Sunday, May 19, 2024

Ian Galsim | Theban / 2013 [music video]

in the blood

by Douglas Messerli

 

Ian Galsim Theban / 2013 [4 minutes] [music video]

 

Director Galsim begins Sebastian Castro’s November 2013 music video with a brief reminder of the Greek society of male warriors, prefacing his video with two comments: “The sacred band of Thebes was an ancient Greek army composed entirely of men,” adding in the next frame the words, “It was believed that if you fought next to the person you loved, you would fight that much harder to keep them alive.”

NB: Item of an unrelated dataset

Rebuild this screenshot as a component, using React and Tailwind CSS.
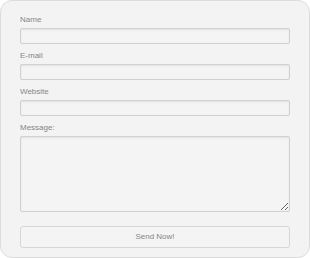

      We have clearly moved out of the high school locker room in this mythical recreation of Greek homosexual society, and Castro’s new video loses nearly all sense of humor in the process. Castro’s lyrics immediately establish an all-gay world in which the sexual difference is the central issue:

 

“You’re—different

Un—like the rest.

They—fall for

Women. You could

Care less

I—know why you don’t—get the fuss

Let—me show you a different kind of buzz”

 

    And he does indeed show us, not only through his heavily hyphenated dialogue—which separates words in a manner close to how the world he presents which divorces men from women—but in a series of scenes where the men are clustered together in homoerotic friezes, sometimes appearing to engage in mock battle and at other times simply fraternizing with their friends in semi-sexual recreation.


      The song continues to stress the need for heterosexual suppression:

 

“It’s in your blood. Don’t second guess

That thing they taught you to suppress

Shut up listen. Don’t think give in.

To your every whisper from within.”

 

     The chorus continues in the notion of the all-gay world, a kind of separatism that is enforced by notions of collegial togetherness:

 

“You’re one of us

Bound by love, by love, by lust

Feel it kick in

He sees you the way u see him

Look at his eyes

You are the very reason why

Scream it out loud.

Let everything inside fall out.”

 

    The call to sexual brotherhood becomes a call to war, the two totally interconnected in the Theban cry of the chorus: “On On On On / The Theban sacred bond lives through us / On On On On.”

     Almost as soon as the chorus begins, the images become even more homoerotic, and as the next verse, basically a variation of the first, is sung we begin to observe greater and greater sexual activity.

      Laying out almost nude, Castro sings:

 

“I love you more than a shark loves blood

Can’t quench the thirst. Can’t get enough.

E-ven death can’t take you from me.

You are the color I bleed.”

 


     Again the chorus sings about how they are linked by blood and lust, the leader now presented in an image that is quite powerful.

 


    Before the video is finished, we see our hero kissing and engaging in sex, Castro’s music video becoming something closer to a soft porn film than what one usually thinks of in such YouTube musical presentations.


   One can well comprehend why Castro was seeking out something much more serious than his previous giggling high school sexual escapades, and one respects him for his attempts. But despite the beauty of director Galsim’s images, the music and lyrics just don’t delight one the same as his lighter works such as Bubble and You’re Gay.

 

Los Angeles, May 19, 2024

Reprinted from My Queer Cinema blog (May 2024).